◆ DATA:
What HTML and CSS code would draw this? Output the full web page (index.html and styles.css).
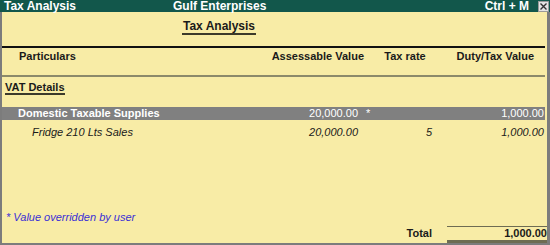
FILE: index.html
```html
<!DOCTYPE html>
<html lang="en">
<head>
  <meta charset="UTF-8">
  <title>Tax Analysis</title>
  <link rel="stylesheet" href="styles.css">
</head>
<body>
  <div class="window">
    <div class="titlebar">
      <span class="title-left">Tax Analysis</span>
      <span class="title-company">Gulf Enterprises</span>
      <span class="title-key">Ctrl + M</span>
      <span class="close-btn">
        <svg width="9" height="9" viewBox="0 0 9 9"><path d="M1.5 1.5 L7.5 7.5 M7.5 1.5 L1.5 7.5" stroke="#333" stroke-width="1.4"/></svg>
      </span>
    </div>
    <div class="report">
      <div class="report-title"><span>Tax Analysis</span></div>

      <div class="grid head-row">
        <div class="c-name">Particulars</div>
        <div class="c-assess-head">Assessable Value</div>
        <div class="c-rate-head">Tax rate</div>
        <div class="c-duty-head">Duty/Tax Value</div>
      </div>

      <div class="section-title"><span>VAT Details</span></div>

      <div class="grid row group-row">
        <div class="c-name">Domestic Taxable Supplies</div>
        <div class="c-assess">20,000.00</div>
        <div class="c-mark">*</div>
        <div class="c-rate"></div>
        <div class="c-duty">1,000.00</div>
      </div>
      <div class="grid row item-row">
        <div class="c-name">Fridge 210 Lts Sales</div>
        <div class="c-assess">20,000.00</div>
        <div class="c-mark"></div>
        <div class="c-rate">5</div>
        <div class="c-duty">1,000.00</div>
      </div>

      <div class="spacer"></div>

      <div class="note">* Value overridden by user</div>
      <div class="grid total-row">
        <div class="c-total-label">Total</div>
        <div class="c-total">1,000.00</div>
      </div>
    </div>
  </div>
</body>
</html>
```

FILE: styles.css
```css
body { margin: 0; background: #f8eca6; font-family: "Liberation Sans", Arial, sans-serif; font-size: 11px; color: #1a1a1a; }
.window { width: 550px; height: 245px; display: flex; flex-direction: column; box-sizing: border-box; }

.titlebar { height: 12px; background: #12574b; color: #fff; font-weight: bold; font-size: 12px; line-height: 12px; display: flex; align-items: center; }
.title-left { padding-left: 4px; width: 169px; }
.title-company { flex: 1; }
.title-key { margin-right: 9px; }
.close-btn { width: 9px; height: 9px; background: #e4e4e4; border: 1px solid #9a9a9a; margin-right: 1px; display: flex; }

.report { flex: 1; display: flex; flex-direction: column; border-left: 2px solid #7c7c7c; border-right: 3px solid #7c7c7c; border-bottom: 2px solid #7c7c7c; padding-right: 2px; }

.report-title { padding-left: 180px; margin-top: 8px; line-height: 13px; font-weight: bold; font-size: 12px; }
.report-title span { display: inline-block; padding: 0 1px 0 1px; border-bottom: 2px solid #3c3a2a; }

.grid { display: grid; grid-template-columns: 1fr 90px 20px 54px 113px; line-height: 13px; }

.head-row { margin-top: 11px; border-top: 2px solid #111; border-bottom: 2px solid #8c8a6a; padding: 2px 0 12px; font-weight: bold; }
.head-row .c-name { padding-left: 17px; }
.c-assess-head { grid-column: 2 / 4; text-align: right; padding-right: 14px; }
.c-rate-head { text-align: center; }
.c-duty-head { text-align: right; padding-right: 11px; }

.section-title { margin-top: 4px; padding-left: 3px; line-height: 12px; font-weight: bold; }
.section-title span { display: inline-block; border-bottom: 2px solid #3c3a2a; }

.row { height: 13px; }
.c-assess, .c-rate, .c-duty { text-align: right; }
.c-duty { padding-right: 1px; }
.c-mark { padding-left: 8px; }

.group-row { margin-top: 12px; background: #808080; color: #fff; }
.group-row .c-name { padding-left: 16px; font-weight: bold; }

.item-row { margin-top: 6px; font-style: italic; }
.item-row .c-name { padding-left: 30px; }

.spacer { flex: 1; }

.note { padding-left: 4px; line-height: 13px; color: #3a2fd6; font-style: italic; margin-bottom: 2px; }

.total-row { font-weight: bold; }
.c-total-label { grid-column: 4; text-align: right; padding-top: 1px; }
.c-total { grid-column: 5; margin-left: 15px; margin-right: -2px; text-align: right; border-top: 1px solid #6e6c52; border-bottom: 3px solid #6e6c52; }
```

◆ INSTRUCTIONS TO FOLLOW: Show every line that contains the word "styles".

◆ TASK SOLUTION:
What HTML and CSS code would draw this? Output the full web page (index.html and styles.css).
  <link rel="stylesheet" href="styles.css">
FILE: styles.css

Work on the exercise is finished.